On 20/10/2020 at 19:12, gilesco said:

Yes - unless you have a pressing issue such as power consumption, there is no reason to downgrade a x64_86 system to raspberry pi arm32 / arm64.

I am coming from the other direction, eventually looking at upgrading to something a bit more powerful, but I think ARM will reach parity with Intel architectures in the near future.

 

On 21/10/2020 at 10:30, stash_old said:

Fair enough - make total sense to me - except for the last bit "Astroberry looks etc" - sorry but Astroberry works fine for any set up(travel, Obsys or remote Obsys) - you just had a problem with getting Openvpn working 😉.

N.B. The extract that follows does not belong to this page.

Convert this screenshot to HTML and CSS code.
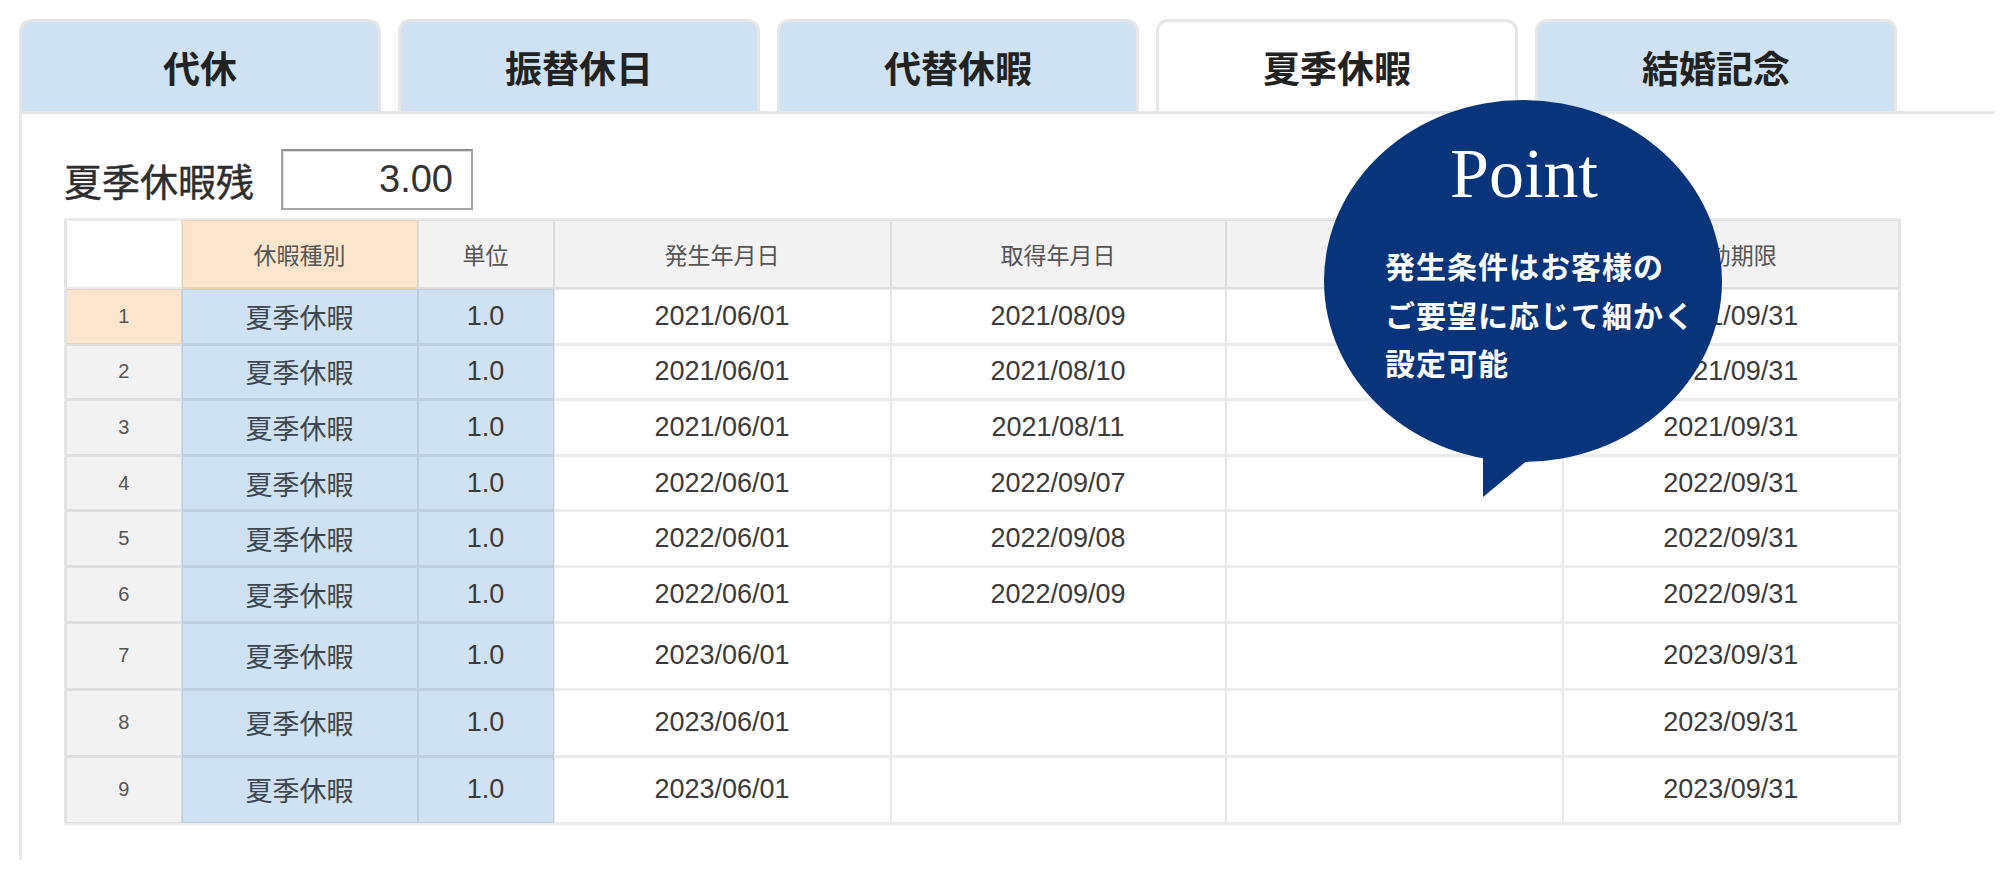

The important thing is you can still do your Astro stuff the way you want too - when the skies clear LOL

My resolve to drop it has faltered, I've had designs on using my obsy pc for something else and I've been hearing good things about Wireguard as less complex alternative to OpenVPN so two birds, one stone.

Wireguard server

I used a 1gb VPS and this excellent install script https://github.com/angristan/wireguard-install  and then allowed the randomly determined port through UFW. It could alternatively be served from a Rpi on a home network.

Wireguard Client

I used this guide to install the client on the Astroberry https://www.wundertech.net/how-to-connect-a-raspberry-pi-to-a-wireguard-vpn-server/ and the Wireguard Android app on a chromebook.

All in all it took about 20 minutes to get up and running, it works like a charm.